Political stakes and what comes next
The immediate political stakes are seat-specific: Farrer is currently held by an independent with a margin that several analysts describe as "contestable" in a normal electoral cycle, and the preference flow from One Nation could be decisive if the primary vote splits as it did in 2022. Similar dynamics apply in at least two other regional seats where the arrangement has been confirmed.
Beyond the seat-by-seat arithmetic, the episode tests whether the Liberal Party can navigate the tension between its registered moderate faction — which provided several cabinet-level performers in recent governments — and the party's activist base, which has increasingly looked to the right on questions of immigration and cultural politics. Internal party sources cited in reporting ahead of the interview described the remarks as "deliberate" rather than accidental, suggesting the leadership regards this segment of the political spectrum as essential to any path to power.

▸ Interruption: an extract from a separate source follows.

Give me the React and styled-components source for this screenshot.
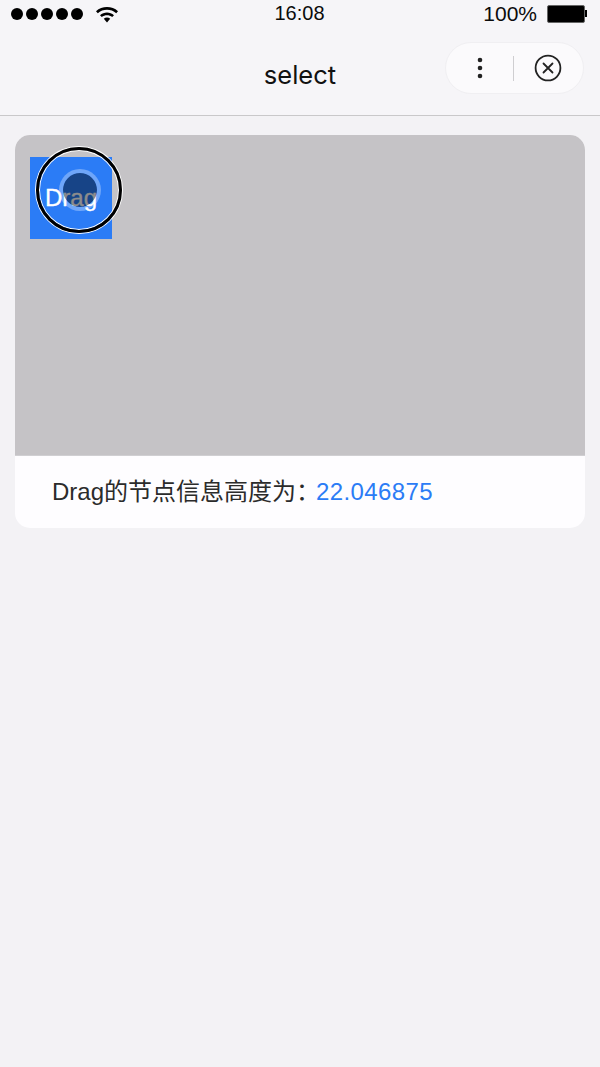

The government's response has been cautious, likely calculating that aggressive condemnation could energise the opposition's target voter base. Several frontbench ministers offered measured criticism in press appearances on 26 April, describing the language as "not consistent with Australian values" — a framing that stops short of the sharper language used by crossbench critics. The restraint suggests both sides are aware that immigration remains the issue most likely to shift regional and outer-suburban voters, and that neither wishes to be seen as either soft on borders or as employing the kind of rhetoric that alienates metropolitan moderate constituencies.
What remains uncertain is whether the remarks represent a sustained repositioning or a temporary inoculation against One Nation's appeal in targeted seats. The answer will likely arrive at the next federal electoral event — whether a budget cycle, a by-election, or a scheduled contest — and will be measured less by the language used than by the policy settings that follow if the opposition returns to the dispatch box.